**WHAT IS REQUIRED**. Select the lines below containing the word "components".

__________________________________________________

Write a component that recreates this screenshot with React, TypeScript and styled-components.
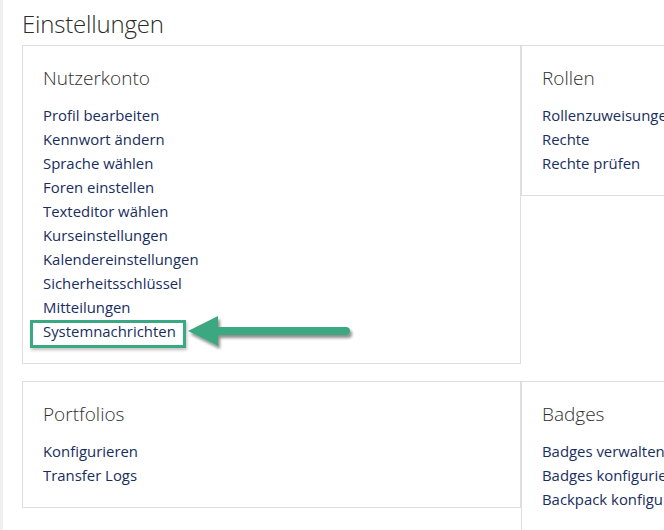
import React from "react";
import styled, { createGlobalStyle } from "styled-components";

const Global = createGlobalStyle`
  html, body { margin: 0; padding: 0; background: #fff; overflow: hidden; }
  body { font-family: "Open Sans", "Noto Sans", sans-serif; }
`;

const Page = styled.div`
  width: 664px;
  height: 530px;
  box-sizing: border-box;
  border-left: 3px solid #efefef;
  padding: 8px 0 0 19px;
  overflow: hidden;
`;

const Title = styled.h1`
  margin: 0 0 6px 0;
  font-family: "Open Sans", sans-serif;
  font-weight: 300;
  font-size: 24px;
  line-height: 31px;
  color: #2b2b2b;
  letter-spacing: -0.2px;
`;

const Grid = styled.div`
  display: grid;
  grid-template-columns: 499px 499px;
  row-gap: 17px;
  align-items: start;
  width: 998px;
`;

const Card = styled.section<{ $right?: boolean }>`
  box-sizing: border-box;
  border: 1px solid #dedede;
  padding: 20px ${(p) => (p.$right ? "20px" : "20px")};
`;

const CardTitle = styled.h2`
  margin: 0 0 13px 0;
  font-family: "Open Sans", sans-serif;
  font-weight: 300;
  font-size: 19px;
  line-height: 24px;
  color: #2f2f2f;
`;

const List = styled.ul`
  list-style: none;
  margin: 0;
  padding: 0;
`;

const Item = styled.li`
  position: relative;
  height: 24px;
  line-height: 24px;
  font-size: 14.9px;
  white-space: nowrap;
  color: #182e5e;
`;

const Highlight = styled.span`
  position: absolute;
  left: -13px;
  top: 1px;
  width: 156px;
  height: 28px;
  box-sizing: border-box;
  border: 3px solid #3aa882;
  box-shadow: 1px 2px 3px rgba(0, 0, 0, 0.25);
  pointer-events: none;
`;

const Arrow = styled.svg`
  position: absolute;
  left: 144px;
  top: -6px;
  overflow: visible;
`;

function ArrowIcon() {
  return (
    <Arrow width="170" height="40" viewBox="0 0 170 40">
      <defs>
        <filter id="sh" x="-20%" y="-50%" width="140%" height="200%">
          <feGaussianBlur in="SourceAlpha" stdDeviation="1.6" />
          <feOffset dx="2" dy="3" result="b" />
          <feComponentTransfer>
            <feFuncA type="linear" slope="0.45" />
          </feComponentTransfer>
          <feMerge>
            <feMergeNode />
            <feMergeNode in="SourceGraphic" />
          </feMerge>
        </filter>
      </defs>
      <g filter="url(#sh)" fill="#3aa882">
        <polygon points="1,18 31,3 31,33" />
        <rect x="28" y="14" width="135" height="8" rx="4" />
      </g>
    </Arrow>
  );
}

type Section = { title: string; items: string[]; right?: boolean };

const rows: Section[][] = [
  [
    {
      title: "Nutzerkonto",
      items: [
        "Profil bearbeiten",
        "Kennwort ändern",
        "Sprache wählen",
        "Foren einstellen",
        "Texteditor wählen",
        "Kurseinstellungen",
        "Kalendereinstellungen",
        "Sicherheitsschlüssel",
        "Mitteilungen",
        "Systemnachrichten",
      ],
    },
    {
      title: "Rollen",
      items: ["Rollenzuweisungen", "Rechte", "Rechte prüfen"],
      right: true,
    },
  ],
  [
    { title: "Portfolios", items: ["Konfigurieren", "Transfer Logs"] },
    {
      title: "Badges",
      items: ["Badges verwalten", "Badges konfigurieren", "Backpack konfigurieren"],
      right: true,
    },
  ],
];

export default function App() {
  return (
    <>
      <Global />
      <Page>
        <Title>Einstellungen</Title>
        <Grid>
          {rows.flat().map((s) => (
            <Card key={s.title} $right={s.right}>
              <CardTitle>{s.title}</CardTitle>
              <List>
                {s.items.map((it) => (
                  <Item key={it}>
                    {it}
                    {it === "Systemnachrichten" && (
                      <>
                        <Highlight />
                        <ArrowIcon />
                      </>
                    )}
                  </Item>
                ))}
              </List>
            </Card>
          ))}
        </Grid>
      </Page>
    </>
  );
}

__________________________________________________

**THE RESPONSE**.
Write a component that recreates this screenshot with React, TypeScript and styled-components.
import styled, { createGlobalStyle } from "styled-components";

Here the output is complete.